Member of the Legislative Council of Newfoundland
- In office 1894 – January 31, 1897
- Appointed by: Augustus F. Goodridge
- In office 1886–1889
- Appointed by: Robert Thorburn

Member of the Newfoundland House of Assembly for St. John's West
- In office January 16, 1871 – December 1878 Serving with Peter Brennan (1871–1873) Lewis Tessier (1871–1878) Patrick J. Scott (1873–1878)
- Preceded by: Thomas Talbot
- Succeeded by: James J. Callanan Philip D. White

Personal details
- Born: 1834 County Carlow, Ireland
- Died: January 31, 1897 (aged 62–63) St. John's, Newfoundland Colony
- Party: Anti-Confederation (1871–1874) Liberal (1874–1878)
- Spouse: Ellen Kitchen
- Children: 1 (John)
- Occupation: Teacher

= Maurice Fenelon =

Newfoundland politician (1834–1897)

Maurice Fenelon (1834 - January 31, 1897) was an Irish-born educator, merchant and political figure in Newfoundland. He represented St. John's West in the Newfoundland and Labrador House of Assembly from 1871 to 1878.

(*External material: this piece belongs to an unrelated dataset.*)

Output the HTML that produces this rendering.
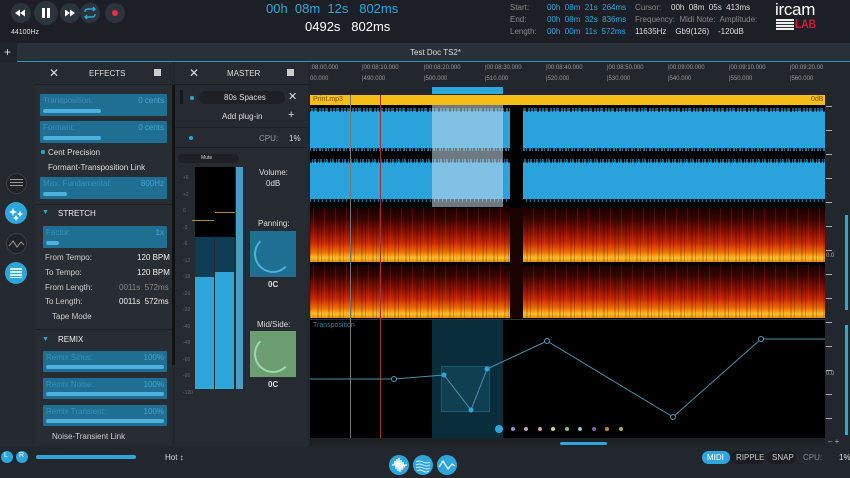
<!DOCTYPE html>
<html><head><meta charset="utf-8"><style>
*{margin:0;padding:0;box-sizing:border-box}
body{width:850px;height:478px;overflow:hidden;background:#22272d;font-family:"Liberation Sans",sans-serif;color:#ddd;position:relative}
.a{position:absolute}
.t{position:absolute;font-size:8px;white-space:nowrap}
.sl{position:absolute;background:#1f6f93;border-radius:1px}
.sl .lb{position:absolute;left:3px;top:2px;font-size:8px;color:#3a8fb5}
.sl .v{position:absolute;right:3px;top:2px;font-size:8px;color:#4aa0c8}
.sl .tr{position:absolute;left:3px;right:3px;bottom:3px;height:4px;background:#4fb0dc;border-radius:2px}
.circ{position:absolute;border-radius:50%}
.ruler{position:absolute;font-size:6px;color:#999}
</style></head><body>
<!-- top bar -->
<div class="a" style="left:0;top:0;width:850px;height:43px;background:#1c2026"></div>
<svg class="a" style="left:0;top:0" width="130" height="28">
<circle cx="21" cy="13" r="10" fill="#2e343b"/>
<path d="M15 13 L20 9.5 V16.5Z M20 13 L25 9.5 V16.5Z" fill="#fff"/>
<circle cx="46" cy="13" r="12" fill="#2e343b"/>
<rect x="42" y="8" width="3" height="10" fill="#fff"/><rect x="47" y="8" width="3" height="10" fill="#fff"/>
<circle cx="70" cy="13" r="10" fill="#2e343b"/>
<path d="M65 9.5 L70 13 L65 16.5Z M70 9.5 L75 13 L70 16.5Z" fill="#fff"/>
<circle cx="90" cy="13" r="10" fill="#2e343b"/>
<path d="M85 12 Q85 9 88 9 H95 M93 7 L95 9 L93 11 M95 14 Q95 17 92 17 H85 M87 15 L85 17 L87 19" fill="none" stroke="#2fa6db" stroke-width="1.4"/>
<circle cx="115" cy="13" r="10" fill="#2e343b"/>
<circle cx="115" cy="13" r="3" fill="#e0304a"/>
</svg>
<div class="t" style="left:11px;top:29px;font-size:7px;color:#ddd">44100Hz</div>
<div class="t" style="left:266px;top:1px;font-size:13px;color:#2fa6db">00h&nbsp; 08m&nbsp; 12s&nbsp;&nbsp; 802ms</div>
<div class="t" style="left:305px;top:19px;font-size:13px;color:#fff">0492s&nbsp;&nbsp; 802ms</div>
<div class="t" style="left:510px;top:3px;color:#888">Start:</div>
<div class="t" style="left:510px;top:15px;color:#888">End:</div>
<div class="t" style="left:510px;top:27px;color:#888">Length:</div>
<div class="t" style="left:547px;top:3px;color:#2fa6db">00h&nbsp; 08m&nbsp; 21s&nbsp; 264ms</div>
<div class="t" style="left:547px;top:15px;color:#2fa6db">00h&nbsp; 08m&nbsp; 32s&nbsp; 836ms</div>
<div class="t" style="left:547px;top:27px;color:#2fa6db">00h&nbsp; 00m&nbsp; 11s&nbsp; 572ms</div>
<div class="t" style="left:635px;top:3px;color:#888">Cursor:</div>
<div class="t" style="left:671px;top:3px;color:#ddd">00h&nbsp; 08m&nbsp; 05s&nbsp; 413ms</div>
<div class="t" style="left:635px;top:15px;color:#888">Frequency:&nbsp; Midi Note:&nbsp; Amplitude:</div>
<div class="t" style="left:635px;top:27px;color:#ddd">11635Hz&nbsp;&nbsp;&nbsp; Gb9(126)&nbsp;&nbsp;&nbsp; -120dB</div>
<div class="t" style="left:775px;top:0px;font-size:17px;color:#fff;letter-spacing:-0.3px">ircam</div>
<div class="a" style="left:776px;top:19px;width:18px;height:11px;background:repeating-linear-gradient(#eee 0 2px,#333 2px 3px)"></div>
<div class="t" style="left:795px;top:17px;font-size:12px;color:#d02030;font-weight:bold;transform:scaleX(0.85);transform-origin:left">LAB</div>
<!-- tab bar -->
<div class="a" style="left:0;top:43px;width:850px;height:19px;background:#2a3037"></div>
<div class="a" style="left:0;top:43px;width:17px;height:19px;background:#20252b"></div>
<div class="t" style="left:4px;top:45px;font-size:12px;color:#ddd">+</div>
<div class="t" style="left:410px;top:48px;font-size:8px;color:#ddd">Test Doc TS2*</div>
<div class="a" style="left:17px;top:61px;width:833px;height:1px;background:#2f93c2"></div>
<!-- left rail -->
<div class="a" style="left:0;top:62px;width:35px;height:384px;background:#252a30"></div>
<div class="circ" style="left:6px;top:173px;width:21px;height:21px;background:#1f2328;border:1px solid #3a4048"></div>
<div class="a" style="left:10px;top:179px;width:13px;height:9px;background:repeating-linear-gradient(#999 0 1px,transparent 1px 3px)"></div>
<div class="circ" style="left:5px;top:202px;width:22px;height:22px;background:#2fa6db"></div>
<svg class="a" style="left:5px;top:202px" width="22" height="22"><g fill="#fff"><path d="M8 6 l1.2 2.8 2.8 1.2 -2.8 1.2 -1.2 2.8 -1.2 -2.8 -2.8 -1.2 2.8 -1.2z"/><path d="M15 9 l1 2 2 1 -2 1 -1 2 -1 -2 -2 -1 2 -1z"/><path d="M11 13 l1 2 2 1 -2 1 -1 2 -1 -2 -2 -1 2 -1z"/></g></svg>
<div class="circ" style="left:6px;top:233px;width:21px;height:21px;background:#1f2328;border:1px solid #3a4048"></div>
<svg class="a" style="left:6px;top:233px" width="21" height="21"><polyline points="3,13 7,8 11,14 15,9 18,12" fill="none" stroke="#999" stroke-width="1"/></svg>
<div class="circ" style="left:5px;top:262px;width:22px;height:22px;background:#2fa6db"></div>
<div class="a" style="left:10px;top:268px;width:12px;height:10px;background:repeating-linear-gradient(#cfefff 0 2px,transparent 2px 3px)"></div>
<!-- effects panel -->
<div class="a" style="left:35px;top:62px;width:137px;height:384px;background:#282d33"></div>
<div class="a" style="left:35px;top:62px;width:137px;height:23px;background:#262b31;border-bottom:1px solid #1d2126"></div>
<div class="t" style="left:49px;top:66px;font-size:12px;color:#ddd">✕</div>
<div class="t" style="left:89px;top:69px;font-size:8px;color:#ddd">EFFECTS</div>
<div class="a" style="left:154px;top:69px;width:7px;height:7px;background:#ccc"></div>
<div class="sl" style="left:40px;top:94px;width:127px;height:22px"><span class="lb">Transposition:</span><span class="v">0 cents</span><div class="tr" style="right:66px"></div></div>
<div class="sl" style="left:40px;top:121px;width:127px;height:22px"><span class="lb">Formant:</span><span class="v">0 cents</span><div class="tr" style="right:66px"></div></div>
<div class="circ" style="left:41px;top:150px;width:4px;height:4px;background:#2fa6db"></div>
<div class="t" style="left:48px;top:148px">Cent Precision</div>
<div class="t" style="left:48px;top:163px">Formant-Transposition Link</div>
<div class="sl" style="left:40px;top:177px;width:127px;height:22px"><span class="lb">Max. Fundamental:</span><span class="v">800Hz</span><div class="tr" style="right:100px"></div></div>
<div class="a" style="left:35px;top:204px;width:137px;height:1px;background:#1d2126"></div>
<div class="t" style="left:42px;top:209px;font-size:7px;color:#2fa6db">▼</div>
<div class="t" style="left:58px;top:209px;font-size:8px;color:#eee">STRETCH</div>
<div class="sl" style="left:43px;top:226px;width:124px;height:22px"><span class="lb">Factor:</span><span class="v">1x</span><div class="tr" style="right:108px"></div></div>
<div class="t" style="left:45px;top:253px;color:#ccc">From Tempo:</div><div class="t" style="left:137px;top:253px;color:#eee">120 BPM</div>
<div class="t" style="left:45px;top:268px;color:#ccc">To Tempo:</div><div class="t" style="left:137px;top:268px;color:#eee">120 BPM</div>
<div class="t" style="left:45px;top:283px;color:#ccc">From Length:</div><div class="t" style="left:119px;top:283px;color:#888">0011s&nbsp; 572ms</div>
<div class="t" style="left:45px;top:297px;color:#ccc">To Length:</div><div class="t" style="left:119px;top:297px;color:#eee">0011s&nbsp; 572ms</div>
<div class="t" style="left:52px;top:312px;color:#ccc">Tape Mode</div>
<div class="a" style="left:35px;top:329px;width:137px;height:1px;background:#1d2126"></div>
<div class="t" style="left:42px;top:336px;font-size:7px;color:#2fa6db">▼</div>
<div class="t" style="left:58px;top:335px;font-size:8px;color:#eee">REMIX</div>
<div class="sl" style="left:43px;top:351px;width:124px;height:21px"><span class="lb">Remix Sinus:</span><span class="v">100%</span><div class="tr"></div></div>
<div class="sl" style="left:43px;top:378px;width:124px;height:21px"><span class="lb">Remix Noise:</span><span class="v">100%</span><div class="tr"></div></div>
<div class="sl" style="left:43px;top:405px;width:124px;height:21px"><span class="lb">Remix Transient:</span><span class="v">100%</span><div class="tr"></div></div>
<div class="t" style="left:52px;top:432px;color:#ccc">Noise-Transient Link</div>
<div class="a" style="left:172px;top:85px;width:3px;height:280px;background:#111"></div>
<!-- master panel -->
<div class="a" style="left:175px;top:62px;width:133px;height:384px;background:#262b31"></div>
<div class="a" style="left:175px;top:62px;width:133px;height:23px;border-bottom:1px solid #1d2126"></div>
<div class="t" style="left:189px;top:66px;font-size:12px;color:#ddd">✕</div>
<div class="t" style="left:227px;top:69px;font-size:8px;color:#ddd">MASTER</div>
<div class="a" style="left:287px;top:69px;width:7px;height:7px;background:#ccc"></div>
<div class="a" style="left:180px;top:90px;width:3px;height:14px;background:#15181c"></div>
<div class="circ" style="left:190px;top:96px;width:4px;height:4px;background:#2fa6db"></div>
<div class="a" style="left:199px;top:91px;width:86px;height:13px;background:#1d2126;border-radius:7px"></div>
<div class="t" style="left:224px;top:93px">80s Spaces</div>
<div class="t" style="left:288px;top:90px;font-size:11px">✕</div>
<div class="t" style="left:222px;top:112px">Add plug-in</div>
<div class="t" style="left:288px;top:109px;font-size:11px">+</div>
<div class="a" style="left:175px;top:127px;width:133px;height:1px;background:#1d2126"></div>
<div class="circ" style="left:189px;top:136px;width:4px;height:4px;background:#2fa6db"></div>
<div class="t" style="left:259px;top:134px;color:#999">CPU:</div><div class="t" style="left:289px;top:134px">1%</div>
<div class="a" style="left:175px;top:147px;width:133px;height:1px;background:#1d2126"></div>
<div class="a" style="left:178px;top:154px;width:61px;height:9px;background:#1d2126;border-radius:5px"></div>
<div class="t" style="left:201px;top:155px;font-size:5px;color:#ccc">Mute</div>
<div class="a" style="left:195px;top:167px;width:40px;height:70px;background:#000"></div>
<div class="a" style="left:195px;top:237px;width:19px;height:40px;background:#0e3d55"></div>
<div class="a" style="left:215px;top:237px;width:19px;height:35px;background:#0e3d55"></div>
<div class="a" style="left:195px;top:277px;width:19px;height:112px;background:#2fa6db"></div>
<div class="a" style="left:215px;top:272px;width:19px;height:117px;background:#2fa6db"></div>
<div class="a" style="left:192px;top:220px;width:22px;height:1px;background:#a09040"></div>
<div class="a" style="left:215px;top:212px;width:20px;height:1px;background:#a09040"></div>
<div class="a" style="left:236px;top:167px;width:7px;height:222px;background:#4a9cc4"></div>
<div class="t" style="left:183px;top:170px;font-size:5px;color:#666;line-height:16.5px">+6<br>+2<br>0<br>-3<br>-6<br>-12<br>-18<br>-26<br>-32<br>-40<br>-48<br>-60<br>-90<br>-120</div>
<div class="t" style="left:259px;top:168px">Volume:</div>
<div class="t" style="left:266px;top:179px">0dB</div>
<div class="t" style="left:258px;top:219px">Panning:</div>
<div class="a" style="left:250px;top:231px;width:46px;height:46px;background:#1f6f93"></div>
<div class="circ" style="left:254px;top:235px;width:38px;height:38px;border:2px solid #4fb0dc;border-color:transparent transparent #4fb0dc #4fb0dc"></div>
<div class="t" style="left:268px;top:280px;font-weight:bold">0C</div>
<div class="t" style="left:257px;top:320px">Mid/Side:</div>
<div class="a" style="left:250px;top:331px;width:46px;height:46px;background:#6c9e72"></div>
<div class="circ" style="left:254px;top:335px;width:38px;height:38px;border:2px solid #9ed9b0;border-color:transparent transparent #9ed9b0 #9ed9b0"></div>
<div class="t" style="left:268px;top:380px;font-weight:bold">0C</div>
<!-- ruler -->
<div class="a" style="left:308px;top:62px;width:542px;height:33px;background:#22272d"></div>
<div class="ruler" style="left:310px;top:63px;line-height:11px">:08:00.000<br>00.000</div>
<div class="ruler" style="left:362px;top:63px;line-height:11px">|00:08:10.000<br>|490.000</div>
<div class="ruler" style="left:424px;top:63px;line-height:11px">|00:08:20.000<br>|500.000</div>
<div class="ruler" style="left:485px;top:63px;line-height:11px">|00:08:30.000<br>|510.000</div>
<div class="ruler" style="left:546px;top:63px;line-height:11px">|00:08:40.000<br>|520.000</div>
<div class="ruler" style="left:607px;top:63px;line-height:11px">|00:08:50.000<br>|530.000</div>
<div class="ruler" style="left:668px;top:63px;line-height:11px">|00:09:00.000<br>|540.000</div>
<div class="ruler" style="left:729px;top:63px;line-height:11px">|00:09:10.000<br>|550.000</div>
<div class="ruler" style="left:790px;top:63px;line-height:11px">|00:09:20.00<br>|560.000</div>
<div class="a" style="left:432px;top:87px;width:71px;height:7px;background:#2fa6db"></div>
<!-- tracks -->
<div class="a" style="left:310px;top:95px;width:515px;height:343px;background:#000"></div>
<div class="a" style="left:310px;top:95px;width:515px;height:10px;background:#f6bd16"></div>
<div class="t" style="left:313px;top:96px;font-size:7px;color:#7a5a00">Print.mp3</div>
<div class="t" style="left:811px;top:96px;font-size:7px;color:#7a5a00">0dB</div>
<div class="a" style="left:310px;top:111px;width:515px;height:37px;background:#2aa3dc"></div>
<div class="a" style="left:310px;top:162px;width:515px;height:37px;background:#2aa3dc"></div>
<div class="a" style="left:310px;top:108px;width:515px;height:4px;background:repeating-linear-gradient(90deg,#000 0 1px,#2aa3dc 1px 3px,#000 3px 4px,#2aa3dc 4px 7px,#000 7px 9px,#2aa3dc 9px 11px);opacity:.6"></div>
<div class="a" style="left:310px;top:147px;width:515px;height:4px;background:repeating-linear-gradient(90deg,#2aa3dc 0 1px,transparent 1px 3px,#2aa3dc 3px 5px,transparent 5px 6px);opacity:.7"></div>
<div class="a" style="left:310px;top:159px;width:515px;height:4px;background:repeating-linear-gradient(90deg,#000 0 2px,#2aa3dc 2px 3px,#000 3px 4px,#2aa3dc 4px 6px);opacity:.6"></div>
<div class="a" style="left:310px;top:198px;width:515px;height:4px;background:repeating-linear-gradient(90deg,#2aa3dc 0 1px,transparent 1px 4px);opacity:.7"></div>
<div class="a" style="left:432px;top:105px;width:71px;height:102px;background:rgba(200,220,235,0.55)"></div>
<div class="a" style="left:310px;top:208px;width:515px;height:54px;background:linear-gradient(#1a0000 0%,#3a0500 20%,#8a1000 45%,#c82a00 65%,#f07000 82%,#ffc030 92%,#e89000 100%)"></div>
<div class="a" style="left:310px;top:265px;width:515px;height:53px;background:linear-gradient(#1a0000 0%,#3a0500 20%,#8a1000 45%,#c82a00 65%,#f07000 82%,#ffc030 92%,#e89000 100%)"></div>
<div class="a" style="left:310px;top:208px;width:515px;height:110px;background:repeating-linear-gradient(90deg,rgba(0,0,0,.2) 0 1px,transparent 1px 3px,rgba(255,90,0,.15) 3px 4px,transparent 4px 7px,rgba(0,0,0,.15) 7px 9px,transparent 9px 11px)"></div>
<div class="a" style="left:310px;top:262px;width:515px;height:3px;background:#000"></div>
<div class="a" style="left:510px;top:105px;width:13px;height:213px;background:#000"></div>
<div class="a" style="left:510px;top:208px;width:13px;height:110px;background:#1a0200"></div>
<div class="a" style="left:310px;top:319px;width:515px;height:1px;background:#333"></div>
<div class="a" style="left:432px;top:320px;width:71px;height:118px;background:#0a2d3b"></div>
<div class="a" style="left:441px;top:366px;width:49px;height:46px;background:#113f52;border:1px solid #1a5a72"></div>
<div class="t" style="left:313px;top:322px;font-size:7px;color:#2f7fa6">Transposition</div>
<div class="a" style="left:350px;top:95px;width:1px;height:343px;background:#777"></div>
<div class="a" style="left:380px;top:95px;width:1px;height:343px;background:#a03030"></div>
<svg class="a" style="left:310px;top:320px" width="515" height="118">
<polyline points="0,59 84,59 134,55 161,90 177,49 237,21 363,97 451,19 515,19" fill="none" stroke="#4f8fa8" stroke-width="1"/>
<g fill="#000" stroke="#4f9fc0"><circle cx="84" cy="59" r="2.5"/><circle cx="237" cy="21" r="2.5"/><circle cx="363" cy="97" r="2.5"/><circle cx="451" cy="19" r="2.5"/></g>
<g fill="#2fa6db"><circle cx="134" cy="55" r="2.5"/><circle cx="161" cy="90" r="2.5"/><circle cx="177" cy="49" r="2.5"/></g>
<circle cx="189" cy="109" r="4" fill="#2fa6db"/>
<g><circle cx="203" cy="109" r="2" fill="#9a8ad0"/><circle cx="216" cy="109" r="2" fill="#c0a0c0"/><circle cx="230" cy="109" r="2" fill="#d0a0b0"/><circle cx="243" cy="109" r="2" fill="#d0d090"/><circle cx="257" cy="109" r="2" fill="#80c090"/><circle cx="270" cy="109" r="2" fill="#90c0d0"/><circle cx="284" cy="109" r="2" fill="#8060b0"/><circle cx="297" cy="109" r="2" fill="#d08040"/><circle cx="311" cy="109" r="2" fill="#a0b050"/></g>
</svg>
<!-- right scale -->
<div class="a" style="left:825px;top:95px;width:25px;height:351px;background:#22272d"></div>
<div class="a" style="left:826px;top:95px;width:6px;height:340px;background:repeating-linear-gradient(transparent 0 11px,#aaa 11px 12px,transparent 12px 24px)"></div>
<div class="t" style="left:826px;top:253px;font-size:6px;color:#aaa">0.0</div>
<div class="t" style="left:826px;top:371px;font-size:6px;color:#aaa">0.0</div>
<div class="a" style="left:845px;top:215px;width:3px;height:95px;background:#2fa6db"></div>
<div class="a" style="left:845px;top:325px;width:3px;height:110px;background:#2fa6db"></div>
<div class="t" style="left:828px;top:437px;font-size:8px;color:#aaa">– +</div>
<!-- h scroll -->
<div class="a" style="left:310px;top:438px;width:515px;height:8px;background:#1d2126"></div>
<div class="a" style="left:560px;top:442px;width:47px;height:3px;background:#2fa6db;border-radius:2px"></div>
<!-- bottom bar -->
<div class="a" style="left:0;top:446px;width:850px;height:32px;background:#22272d"></div>
<div class="circ" style="left:1px;top:451px;width:12px;height:12px;background:#2fa6db"></div>
<div class="t" style="left:4px;top:452px;font-size:7px;color:#fff">L</div>
<div class="circ" style="left:16px;top:451px;width:12px;height:12px;background:#2fa6db"></div>
<div class="t" style="left:19px;top:452px;font-size:7px;color:#fff">R</div>
<div class="a" style="left:36px;top:455px;width:100px;height:4px;background:#2fa6db;border-radius:2px"></div>
<div class="t" style="left:165px;top:453px;color:#ddd">Hot ↕</div>
<svg class="a" style="left:389px;top:455px" width="70" height="21">
<circle cx="10" cy="10" r="10" fill="#2fa6db"/>
<path d="M3 10 H5 L6 6 L7 14 L8 4 L9 16 L10 3 L11 17 L12 5 L13 15 L14 7 L15 12 L16 10 H18" fill="none" stroke="#fff" stroke-width="1.2"/>
<circle cx="34" cy="10" r="10" fill="#2fa6db"/>
<path d="M27 7 Q30 5 34 7 T41 7 M27 10 Q30 8 34 10 T41 10 M27 13 Q30 11 34 13 T41 13 M28 16 Q31 14 34 16 T40 16" fill="none" stroke="#dff3ff" stroke-width="0.9"/>
<circle cx="58" cy="10" r="10" fill="#2fa6db"/>
<path d="M50 12 L54 6 L59 14 L63 9 L66 11" fill="none" stroke="#fff" stroke-width="1.2"/>
</svg>
<div class="a" style="left:702px;top:451px;width:28px;height:13px;background:#2fa6db;border-radius:7px"></div>
<div class="t" style="left:707px;top:453px;color:#fff">MIDI</div>
<div class="a" style="left:731px;top:451px;width:34px;height:13px;background:#1a1e23;border-radius:7px"></div>
<div class="t" style="left:736px;top:453px;color:#ccc">RIPPLE</div>
<div class="a" style="left:767px;top:451px;width:29px;height:13px;background:#1a1e23;border-radius:7px"></div>
<div class="t" style="left:772px;top:453px;color:#ccc">SNAP</div>
<div class="t" style="left:803px;top:453px;color:#888">CPU:</div>
<div class="t" style="left:839px;top:453px;color:#ddd">1%</div>
</body></html>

He was born in County Carlow and came to St. John's in 1856 to teach at Saint Bonaventure's College. He moved to the United States in 1867 but by 1870 had returned to St. John's and was teaching at the St John's Academy. He also opened a book store in St. John's. Fenelon married Ellen Kitchen. He was first elected to the Newfoundland assembly in an 1871 by-election as an anti-Confederate. He resigned his seat in 1878 and was named inspector for Roman Catholic schools in 1879. In 1886, he was named to the Legislative Council of Newfoundland and appointed to the Executive Council as colonial secretary by Robert Thorburn. In 1889, he was removed from the Executive Council after a change in government and was an unsuccessful candidate for a seat in the assembly in 1889 and 1892. His business was destroyed in the Great Fire of 1892. Fenelon was named to the Legislative Council in 1894 by Conservative leader Augustus Frederick Goodridge and served until his death in St. John's in 1897. Also in 1894, he was named a director for the Commercial Bank of Newfoundland.

His son, John J. Fenelon (1880-1934) was admitted to the bar in London, and then the Newfoundland Bar. He established a practice in St. John's and became a Bencher with the Law Society. William Joseph Browne, Member of the Canadian Parliament, began his legal career as a law clerk to John Fenelon.